In the code above, inside the quote! block, we generate the kv_split() function, that returns a vector of tuples in the form of (key, value) pairs, obtained from the input string. Then we generate the implementation of the KvExtract trait for the structure (referenced using #name).

The trait implementation first obtains the key-value pairs from the input string and then creates the result variable with default values (so we will need every member of the struct to implement the Default trait or code will not compile). Then we expand the tokens vector with the code assigning the struct members using the #(#tokens)* syntax, to finally return the result.

The only thing we are still missing is how the tokens vector is generated in the kv_tokens() function:

fn kv_tokens(fields: &Punctuated<Field, Comma>) -> Vec<proc_macro2::TokenStream> {
    let mut tokens = Vec::new();

    for field in fields {
        let member = &field.ident;

        tokens.push(
            quote! {
                kv_in.iter().filter(|(key, _)| key == stringify!(#member))
                    .take(1)
                    .for_each(|(_, value)| {
                        if let Ok(data) = value.parse() {
                            result.#member = data;
                        }
                    });
            });
    }

    tokens
}

The code above, adds a block of code in the form of proc_macro2::TokenStream to the tokens vector for each struct member. This code block takes a specific struct member and iterates the key-value tuples obtained from the input string, to see if any of them matches.
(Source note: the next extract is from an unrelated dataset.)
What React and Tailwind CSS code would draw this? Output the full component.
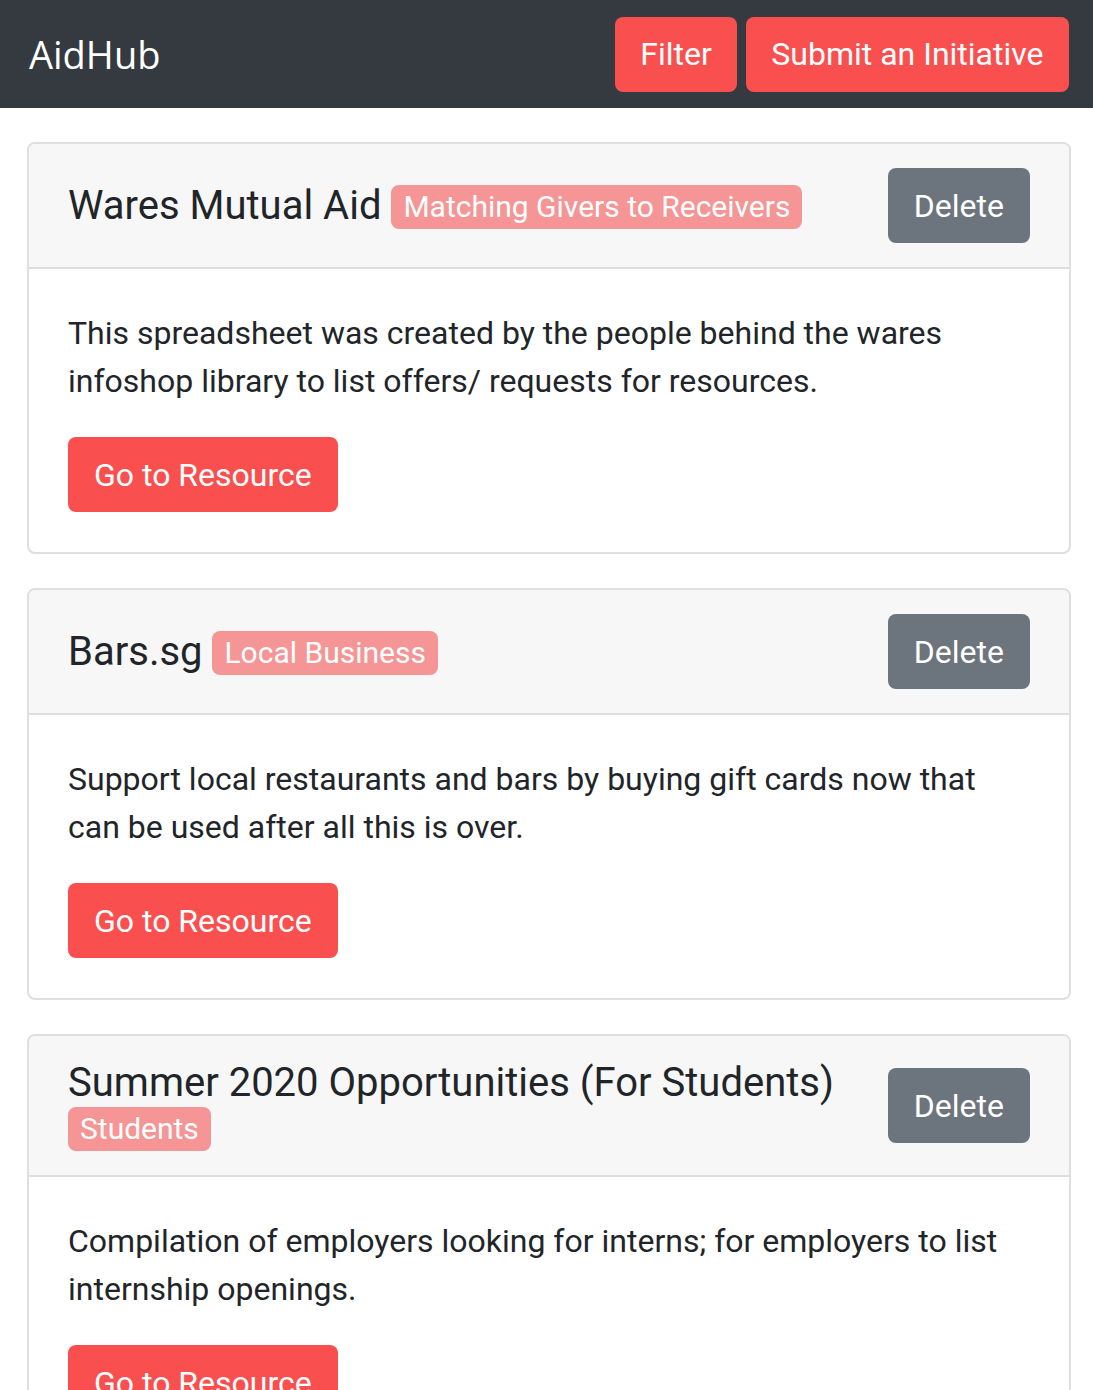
const initiatives = [
  {
    title: 'Wares Mutual Aid',
    tag: 'Matching Givers to Receivers',
    text: 'This spreadsheet was created by the people behind the wares infoshop library to list offers/ requests for resources.',
  },
  {
    title: 'Bars.sg',
    tag: 'Local Business',
    text: 'Support local restaurants and bars by buying gift cards now that can be used after all this is over.',
  },
  {
    title: 'Summer 2020 Opportunities (For Students)',
    tag: 'Students',
    text: 'Compilation of employers looking for interns; for employers to list internship openings.',
  },
];

function InitiativeCard({ item }) {
  return (
    <div className="mt-[34px] border-2 border-[#dfdfdf] rounded-[8px] overflow-hidden bg-white">
      <div className="flex items-center justify-between bg-[#f7f7f7] border-b-2 border-[#dfdfdf] pl-[39px] pr-[39px] py-[24px]">
        <h5 className="text-[40px] leading-[45px] text-[#212529] pr-[20px]">
          {item.title}{' '}
          <span className="inline-block align-[2px] bg-[#f59595] text-white text-[30px] leading-[30px] px-[12px] py-[7px] rounded-[8px]">
            {item.tag}
          </span>
        </h5>
        <button className="shrink-0 h-[75px] px-[26px] bg-[#6c757d] text-white text-[32px] rounded-[8px]">
          Delete
        </button>
      </div>
      <div className="pl-[39px] pr-[40px] py-[40px]">
        <p className="text-[32px] leading-[48px] text-[#212529] mb-[32px]">{item.text}</p>
        <button className="h-[75px] px-[26px] bg-[#f94f4f] text-white text-[32px] rounded-[8px]">
          Go to Resource
        </button>
      </div>
    </div>
  );
}

export default function App() {
  return (
    <div className="min-h-[1390px] bg-white" style={{ fontFamily: 'Roboto, "Liberation Sans", sans-serif' }}>
      <nav className="h-[108px] bg-[#343a40] flex items-center justify-between pl-[29px] pr-[24px]">
        <span className="text-white text-[38px] font-['Open_Sans',sans-serif]">AidHub</span>
        <div className="flex gap-[9px]">
          <button className="h-[75px] px-[25px] bg-[#f94f4f] text-white text-[32px] rounded-[8px]">Filter</button>
          <button className="h-[75px] px-[25.5px] bg-[#f94f4f] text-white text-[32px] rounded-[8px]">
            Submit an Initiative
          </button>
        </div>
      </nav>
      <div className="ml-[27px] mr-[22px]">
        {initiatives.map((item) => (
          <InitiativeCard key={item.title} item={item} />
        ))}
      </div>
    </div>
  );
}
When a key matches, its corresponding value is converted using the parse() string method and assigned to the specific struct member that matched. The parse() method requires the FromStr trait to be implemented for the returned datatype, so if we use custom enums or structs as struct members, we will have to implement the trait ourselves (in addition to the Default one as explained earlier). But if we place inside the struct a type already implementing the Default and FromStr traits (for example the MacAddress struct from eui48 crate), it will be beautifully deserialized without us having to write a single new line of code. Nice!

Testing the derive macro

The only thing remaining is to test this works with the following program:

use kv_extract::KvExtract;
use kv_extract_derive::KvExtract;
use std::str::FromStr;

#[derive(Debug)]
enum TestEnum {
    Def,
    One,
    Two,
}

impl Default for TestEnum {
    fn default() -> TestEnum {
        TestEnum::Def
    }
}

impl FromStr for TestEnum {
    type Err = String;
    fn from_str(s: &str) -> Result<Self, Self::Err> {
        match s {
            "Def" => Ok(TestEnum::Def),
            "One" => Ok(TestEnum::One),
            "Two" => Ok(TestEnum::Two),
            unknown => Err(format!("\"{}\" does not match TestEnum", unknown))
        }
    }
}

#[derive(KvExtract, Default, Debug)]
struct Test {
    num: u32,
    num2: u8,
    txt: String,
    txt2: String,
    choice: TestEnum,
    choice2: TestEnum,
}

fn main() {
    let data = "num=42\n\
                txt=Hello\n\
                choice=OneDoesNotMatch\n\
                choice2=Two\n\
                \n";

    println!("{:#?}", Test::kv_extract(data));
}

We had to provide our own implementations of the FromStr and Default traits, but everythings works great, execution outputs the exact same data we expected.

I hope you enjoyed this entry. I had a hard time writing this because I found documentation a bit scarce, but sure derive macros are powerful and beautiful!